Ever since interning at Endeavor this has probably become one of the greatest things since sliced bread (sprouted grain Ezekiel bread of course). They are cheap to buy and in turn you feel 100x’s better. A few genius guys like Mike Robertson and Perry Nickelston have posted how foam rolling or “self myofasical release” works.
“Traditional stretching techniques simply cause increases in muscle length and can actually increase your chances of injury. Self-myofascial release (SMR) on the foam roller, on the other hand, offers safe benefits and breakdown of soft tissue adhesions and scar tissue in fascia. Fascia is a three-dimensional fibrous matrix that interconnects throughout all cells of the body. Fascia surrounds muscles, bones, and joints which gives our body structural integrity and strength. Abnormal fascia can be the leading cause of chronic pain, reduced flexibility and decreased athletic performance.
SMR on the foam roller offers an effective, inexpensive, and convenient way to both reduce adhesion and scar tissue accumulation and eliminate what’s already present. Just note that like stretching, foam rolling doesn’t yield marked improvements overnight; you’ll need to be diligent and stick with it (although you’ll definitely notice quick benefits). Self-myofascial release (SMR) on a foam roller is possible due to the principle known autogenic inhibition. A Golgi Tendon Organ (GTO) is a mechanoreceptor found at the muscle-tendon junction; it’s highly sensitive to changes in tension in the muscle. The muscle contraction that precedes the passive stretch stimulates the GTO, which in turn causes relaxation and allows for greater range of motion. With foam rolling, you can simulate this muscle tension, thus causing the GTO to relax the muscle.

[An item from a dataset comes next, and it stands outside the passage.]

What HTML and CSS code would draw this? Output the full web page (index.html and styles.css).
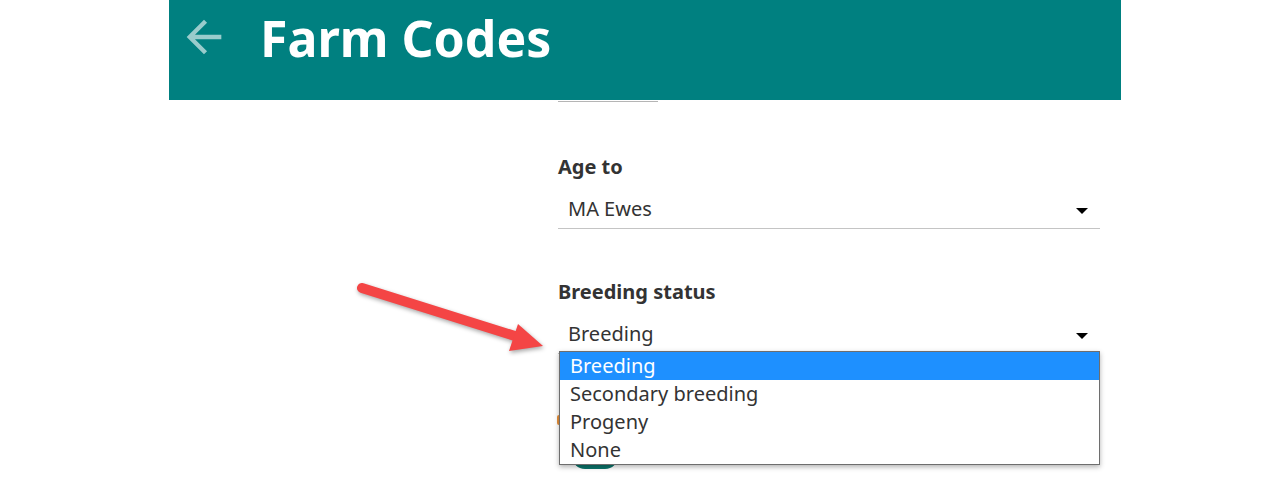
FILE: index.html
```html
<!DOCTYPE html>
<html lang="en">
<head>
<meta charset="utf-8">
<title>Farm Codes</title>
<link rel="stylesheet" href="styles.css">
</head>
<body>
<div class="page">
  <header class="topbar">
    <button class="back" aria-label="Back">
      <svg viewBox="0 0 24 24" width="52" height="52"><path d="M20 11H7.83l5.59-5.59L12 4l-8 8 8 8 1.41-1.41L7.83 13H20v-2z"/></svg>
    </button>
    <h1 class="title">Farm Codes</h1>
  </header>

  <main class="form">
    <div class="stub"></div>

    <div class="field">
      <label class="label">Age to</label>
      <div class="select">MA Ewes<span class="caret"></span></div>
    </div>

    <div class="field">
      <label class="label">Breeding status</label>
      <div class="select">Breeding<span class="caret"></span>
        <ul class="options">
          <li class="option selected">Breeding</li>
          <li class="option">Secondary breeding</li>
          <li class="option">Progeny</li>
          <li class="option">None</li>
        </ul>
      </div>
    </div>

    <div class="field toggle-field">
      <span class="mark"></span>
      <span class="toggle"></span>
    </div>
  </main>

  <svg class="pointer" width="220" height="100" viewBox="0 0 220 100">
    <g class="pointer-shape">
      <line x1="22" y1="18" x2="178" y2="67" stroke="#f44545" stroke-width="10" stroke-linecap="round"/>
      <polygon points="178,54 169,81 203,76" fill="#f44545"/>
    </g>
  </svg>
</div>
</body>
</html>
```

FILE: styles.css
```css
* { box-sizing: border-box; }

body {
  margin: 0;
  background: #fff;
  font-family: "Noto Sans", "Open Sans", sans-serif;
  color: #333;
  overflow: hidden;
}

.page {
  position: relative;
  margin-left: 169px;
  width: 952px;
  height: 478px;
}

.topbar {
  height: 100px;
  background: #008080;
  display: flex;
  align-items: flex-start;
  padding: 8px 0 0 9px;
}

.back {
  margin: 3px 30px 0 0;
  padding: 0;
  border: 0;
  background: none;
  width: 52px;
  height: 52px;
  display: flex;
}

.back svg { fill: rgba(255, 255, 255, 0.6); }

.title {
  margin: 0;
  font-size: 50px;
  line-height: 60px;
  font-weight: 700;
  color: #fff;
}

.form {
  padding: 0 21px 0 389px;
}

.stub {
  width: 100px;
  height: 2px;
  border-bottom: 1px solid #b5b5b5;
  margin-bottom: 51px;
}

.field { margin-bottom: 49px; }

.label {
  display: block;
  font-size: 20px;
  line-height: 28px;
  font-weight: 700;
  color: #333;
  margin-bottom: 14px;
}

.select {
  position: relative;
  font-size: 20px;
  line-height: 28px;
  padding: 0 40px 5px 10px;
  border-bottom: 1px solid #c4c4c4;
  color: #333;
}

.caret {
  position: absolute;
  right: 12px;
  top: 13px;
  width: 0;
  height: 0;
  border-left: 6px solid transparent;
  border-right: 6px solid transparent;
  border-top: 6px solid #000;
}

.options {
  position: absolute;
  z-index: 5;
  top: 31px;
  left: 1px;
  right: 0;
  margin: 0;
  padding: 0;
  list-style: none;
  background: #fff;
  border: 1px solid #6e6e6e;
  box-shadow: 0 2px 5px rgba(0, 0, 0, 0.3);
}

.option {
  padding-left: 10px;
  font-size: 20px;
  line-height: 28px;
  color: #333;
}

.option.selected {
  background: #1e90ff;
  color: #fff;
}

.toggle-field {
  display: flex;
  flex-direction: column;
  align-items: flex-start;
  padding-top: 12px;
}

.mark {
  width: 10px;
  height: 10px;
  margin-left: -1px;
  background: #e8913a;
  border-radius: 2px;
}

.toggle {
  margin: 18px 0 0 14px;
  width: 46px;
  height: 26px;
  border-radius: 13px;
  background: #0b766c;
}

.pointer {
  position: absolute;
  left: 171px;
  top: 270px;
  z-index: 10;
  overflow: visible;
}

.pointer-shape {
  filter: drop-shadow(1px 2px 2px rgba(0, 0, 0, 0.35));
}
```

Essentially, you get many of the benefits of stretching without the inherent risks associated with poor technique. It’s also fairly well accepted that muscles need to not only be strong, but pliable as well. Regardless of whether you’re a bodybuilder, strength athlete, or ordinary weekend warrior, it’s important to have strength and optimal function through a full range of motion. While stretching will improve the length of the muscle, SMR helps to adjust the tone of the muscle.”
The best example I have heard with foam rolling is if I took a rubber band and tied a knot in it and then pulled the ends of the rubber band away from each other, what would happen to that knot? It would still be there or get tighter. Those are the adhesions or knots that we are trying to get rid of. If I kept pulling on the ends hard, where would the tear of that rubber band be likely to occur? Right next to either side of the knot. What am I getting at? Well, you can do all the stretching in the world, but it is not going to get rid of those adhesions (which we all have). Therefore, we all need some type of self-massage technique to restore our muscles proper length (getting rid of the knots) which will make us feel less tight and less injury prone. From personal experience, I felt as though my groins or hips were always locked up beyond belief, but once I was introduced to foam rolling, after a good minute of hammering away at the locked up areas, the immediate benefits were significant.
Although there are immediate benefits associated with foam rolling, improving tissue quality takes a long time and should be one of the tools in your arsenal if you want to improve your performance, reduce the risk of injury, increase ROM, and overall just feel amazing. This is just a quick video on some areas to hammer away at that can often be tight or problematic to your movement. Usually we would want people to roll 10-12 times (30-60s) per body part (quads, IT band, hamstrings, adductors, thoracic extension movements, TFL). However, if one spot on the body is overly tight or irritable you may want to spend an extra 30 seconds performing small rolls over that specific area.